На фоне этого не удивляет следующий вывод: если в третьем классе самооценка учащихся в эстонской школе русскоязычных детей остается в пределах нормы, годом позже она неизбежно снижается – причем вне зависимости от академической успеваемости. При этом эстонские дети относятся к русскоязычным сверстникам плохо и этого не скрывают, и те оказываются исключены из социальных связей.
Основы идентичности
Мне возразят, что история про русского ребенка в эстонской школе не имеет отношения к переходу на эстонский язык обучения.

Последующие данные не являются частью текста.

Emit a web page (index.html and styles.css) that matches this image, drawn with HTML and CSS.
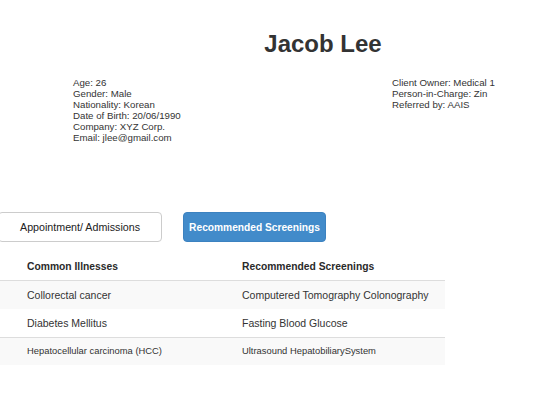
FILE: index.html
```html
<!DOCTYPE html>
<html>
<head>
<meta charset="utf-8">
<link rel="stylesheet" href="styles.css">
</head>
<body>
<div class="page">
  <h1 class="name">Jacob Lee</h1>
  <div class="info">
    <div class="info-col left">
      <div>Age: 26</div>
      <div>Gender: Male</div>
      <div>Nationality: Korean</div>
      <div>Date of Birth: 20/06/1990</div>
      <div>Company: XYZ Corp.</div>
      <div>Email: jlee@gmail.com</div>
    </div>
    <div class="info-col right">
      <div>Client Owner: Medical 1</div>
      <div>Person-in-Charge: Zin</div>
      <div>Referred by: AAIS</div>
    </div>
  </div>
  <div class="tabs">
    <button class="btn btn-default">Appointment/ Admissions</button>
    <button class="btn btn-primary">Recommended Screenings</button>
  </div>
  <table class="screen-table">
    <thead>
      <tr><th class="c1">Common Illnesses</th><th>Recommended Screenings</th></tr>
    </thead>
    <tbody>
      <tr class="striped"><td class="c1">Collorectal cancer</td><td>Computered Tomography Colonography</td></tr>
      <tr><td class="c1">Diabetes Mellitus</td><td>Fasting Blood Glucose</td></tr>
      <tr class="striped small"><td class="c1">Hepatocellular carcinoma (HCC)</td><td>Ultrasound HepatobiliarySystem</td></tr>
    </tbody>
  </table>
</div>
</body>
</html>
```
FILE: styles.css
```css
html, body {
  margin: 0;
  padding: 0;
  background: #fff;
}
body {
  font-family: "Liberation Sans", Arial, sans-serif;
  color: #333;
}
.page {
  width: 557px;
  overflow: hidden;
}
.name {
  margin: 31px 0 0 89px;
  font-size: 24px;
  line-height: 26px;
  font-weight: bold;
  text-align: center;
  color: #333;
}
.info {
  display: flex;
  margin-top: 20px;
  padding-left: 73px;
  font-size: 9.7px;
  line-height: 11px;
}
.info-col.left {
  flex: 0 0 319px;
}
.info-col.right {
  flex: 1 1 auto;
}
.tabs {
  display: flex;
  gap: 21px;
  margin: 69px 0 0 -2px;
}
.btn {
  height: 30px;
  border-radius: 4px;
  font-family: "Liberation Sans", Arial, sans-serif;
  font-size: 10.7px;
  padding: 0;
  margin: 0;
  cursor: pointer;
}
.btn-default {
  width: 164px;
  background: #fff;
  border: 1px solid #ccc;
  color: #222;
}
.btn-primary {
  width: 143px;
  background: #428bca;
  border: 1px solid #3c82c0;
  color: #fff;
  font-weight: 600;
  font-size: 10.2px;
}
.screen-table {
  margin-top: 10px;
  width: 445px;
  border-collapse: collapse;
  font-size: 10.5px;
}
.screen-table th, .screen-table td {
  height: 28px;
  padding: 0;
  text-align: left;
  vertical-align: middle;
}
.screen-table th {
  font-weight: bold;
  font-size: 10.3px;
  color: #2a2a2a;
  border-bottom: 1px solid #ddd;
}
.screen-table .c1 {
  width: 215px;
  padding-left: 27px;
}
.screen-table tr.striped td {
  background: #f9f9f9;
}
.screen-table tr.small td {
  font-size: 9.4px;
  height: 25px;
  padding-bottom: 2px;
  border-top: 1px solid #ddd;
}
```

Не согласна: описанное выше – не просто перечень проблем, с которым дети сталкиваются в школе. Это четкая иллюстрация того, как на самом деле «работает» пресловутый механизм «интеграции в эстонское общество».
Мы много лет говорим о том, что русскоязычное население Эстонии лишено возможности сформировать позитивную идентичность на эстонской почве – у нас нет для этого ни культурного, ни языкового пространства, ни, так сказать, официально признаваемой истории. Но самое скверное, что за последние двадцать лет «косноязычный потомок оккупанта» стал неотъемлемой частью национальной идентичности эстонцев. И если бы даже случилось чудо и этот неприятный осколок империи завтра исчез, строительство эстонской идентичности, боюсь, пришлось бы начинать заново.

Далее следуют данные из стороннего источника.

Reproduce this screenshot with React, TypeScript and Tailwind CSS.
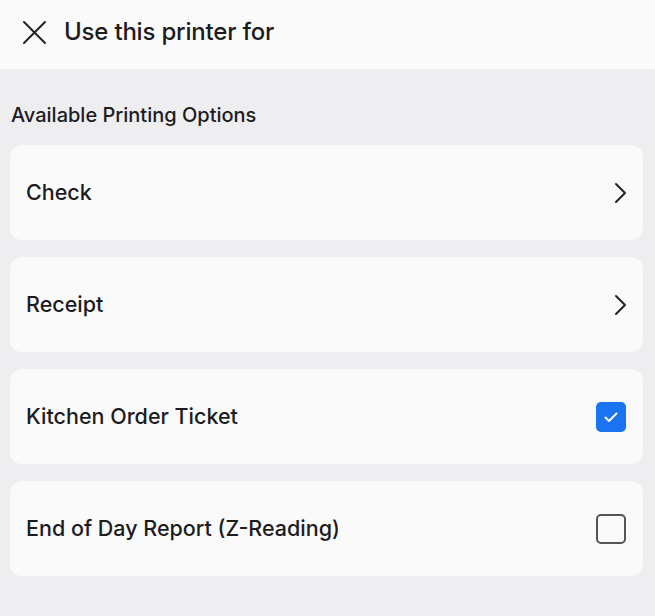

При этом вместо того, чтобы незамедлительно озаботиться формированием общеэстонской идентичности, причем на научной, а не политической основе, правительство и, в частности, Министерство образования и науки упорствует в соблюдении пресловутых «60 на 40», замещая реальное решение проблем имитацией деятельности.
Работать – можно
В последнее время меня часто спрашивают, интересуют ли Европу наши проблемы? Честный ответ – нет. Во-первых, для разговоров о правах русскоязычного населения момент крайне неподходящий: Европарламент, вернее, наиболее голосистая его часть, охвачен антироссийской истерией, а русскоязычное меньшинство воспринимается как опасное и непредсказуемое. А во-вторых, до сих пор Эстония не посылала в Европарламент депутатов, которые были заинтересованы в том, чтобы эти проблемы озвучивать, скорее наоборот. Не говоря уже о систематической работе.

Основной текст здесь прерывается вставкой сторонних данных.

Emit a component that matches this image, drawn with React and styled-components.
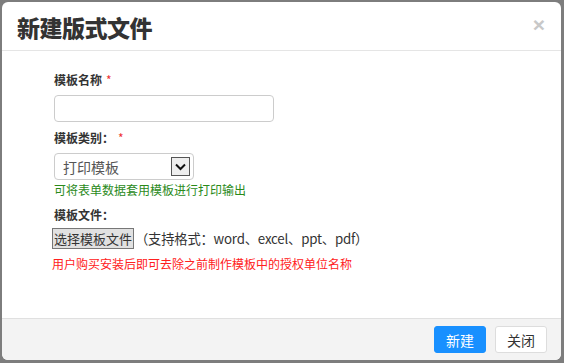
import React from "react";
import styled, { createGlobalStyle } from "styled-components";

const Global = createGlobalStyle`
  html, body { margin: 0; padding: 0; }
  body {
    background: #7d7d7d;
    font-family: "Microsoft YaHei", "Noto Sans CJK SC", "Noto Sans", sans-serif;
    width: 564px;
    height: 363px;
    overflow: hidden;
  }
`;

const Page = styled.div`
  position: relative;
  width: 564px;
  height: 363px;
  padding: 2px 3px 3px 2px;
  box-sizing: border-box;
`;

const Modal = styled.div`
  width: 559px;
  height: 358px;
  background: #fff;
  border-radius: 6px;
  overflow: hidden;
  display: flex;
  flex-direction: column;
`;

const Header = styled.div`
  height: 48px;
  border-bottom: 1px solid #e5e5e5;
  display: flex;
  align-items: center;
  justify-content: space-between;
  padding: 0 16px 0 15px;
  flex-shrink: 0;
`;

const Title = styled.h1`
  margin: 0;
  font-size: 23px;
  font-weight: 900;
  color: #333;
  line-height: 28px;
  padding-top: 2px;
  letter-spacing: -0.5px;
`;

const Close = styled.span`
  font-family: "Liberation Sans", Arial, sans-serif;
  font-size: 21px;
  font-weight: bold;
  color: #c8c8c8;
  line-height: 1;
  margin-top: -3px;
`;

const Body = styled.div`
  flex: 1;
  padding: 20px 0 0 52px;
`;

const Label = styled.div`
  font-size: 12px;
  font-weight: bold;
  color: #333;
  line-height: 18px;
  margin-top: ${(p) => p.$top || 0}px;
`;

const Star = styled.span`
  color: #e33;
  font-weight: normal;
  margin-left: 4px;
`;

const TextInput = styled.input`
  display: block;
  box-sizing: border-box;
  width: 220px;
  height: 27px;
  margin-top: 6px;
  border: 1px solid #ccc;
  border-radius: 4px;
  outline: none;
`;

const SelectBox = styled.div`
  box-sizing: border-box;
  width: 140px;
  height: 27px;
  margin-top: 6px;
  border: 1px solid #ccc;
  border-radius: 4px;
  display: flex;
  align-items: center;
  justify-content: space-between;
  padding: 0 3px 0 8px;
  font-size: 14px;
  color: #555;
`;

const Arrow = styled.span`
  width: 19px;
  height: 19px;
  box-sizing: border-box;
  border: 1px solid #555;
  background: #eee;
  display: flex;
  align-items: center;
  justify-content: center;
`;

const Hint = styled.div`
  font-size: 12px;
  line-height: 18px;
  color: ${(p) => p.$color};
  margin-top: ${(p) => p.$top || 0}px;
  margin-left: ${(p) => p.$left || 0}px;
`;

const FileRow = styled.div`
  display: flex;
  align-items: center;
  margin-top: 4px;
  margin-left: -2px;
  font-size: 13.3px;
  color: #333;
  height: 21px;
`;

const FileButton = styled.button`
  font-family: inherit;
  font-size: 13px;
  color: #333;
  background: #e1e1e1;
  border: 1px solid #777;
  height: 21px;
  padding: 0 1px;
  line-height: 19px;
  margin: 0;
`;

const Formats = styled.span`
  margin-left: 1px;
  letter-spacing: -0.2px;
`;

const Footer = styled.div`
  height: 41px;
  flex-shrink: 0;
  border-top: 1px solid #e0e0e0;
  background: #f3f3f3;
  display: flex;
  align-items: center;
  justify-content: flex-end;
  gap: 9px;
  padding-right: 14px;
`;

const Btn = styled.button`
  font-family: inherit;
  font-size: 14px;
  width: 52px;
  height: 27px;
  border-radius: 3px;
  border: 1px solid ${(p) => (p.$primary ? "#1890ff" : "#ddd")};
  background: ${(p) => (p.$primary ? "#1890ff" : "#fff")};
  color: ${(p) => (p.$primary ? "#fff" : "#333")};
  padding: 0;
`;

export default function App() {
  return (
    <>
      <Global />
      <Page>
        <Modal>
          <Header>
            <Title>新建版式文件</Title>
            <Close>×</Close>
          </Header>
          <Body>
            <Label>
              模板名称<Star>*</Star>
            </Label>
            <TextInput type="text" />
            <Label $top={7}>
              模板类别：<Star>*</Star>
            </Label>
            <SelectBox>
              <span>打印模板</span>
              <Arrow>
                <svg width="11" height="8" viewBox="0 0 11 8">
                  <path d="M1 1.5 L5.5 6 L10 1.5" fill="none" stroke="#111" strokeWidth="2" />
                </svg>
              </Arrow>
            </SelectBox>
            <Hint $color="#2a8a1a" $top={1}>可将表单数据套用模板进行打印输出</Hint>
            <Label $top={7}>模板文件：</Label>
            <FileRow>
              <FileButton>选择模板文件</FileButton>
              <Formats>（支持格式：word、excel、ppt、pdf）</Formats>
            </FileRow>
            <Hint $color="#ff2020" $top={6} $left={-2}>
              用户购买安装后即可去除之前制作模板中的授权单位名称
            </Hint>
          </Body>
          <Footer>
            <Btn $primary>新建</Btn>
            <Btn>关闭</Btn>
          </Footer>
        </Modal>
      </Page>
    </>
  );
}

С кем работать? Во-первых, как показывает опыт первых трех месяцев, нас хорошо понимают «бывшие империалисты», имеющие опыт контактов с диаспорами, в том числе на почве сохранения языка. Во-вторых, мы уже создали группу поддержки традиционных меньшинств – языковых и национальных. В настоящий момент в ней состоит около семидесяти парламентариев из всех стран-членов – латвийские русские и финские шведы, австрийские венгры и немецкие словаки, одним словом, те, кто не понаслышке знает о проблемах сохранения культурной идентичности и образования на родном языке. И именно через эту группу я надеюсь достучаться до коллег из разных фракций – начало, во всяком случае, положено.
Кроме того, будучи членом комитета по петициям, я намерена использовать существующие механизмы для привлечения внимания к проблемам неэстонского населения. Договоренность об этом достигнута как с правозащитниками, так и с рядом НКО.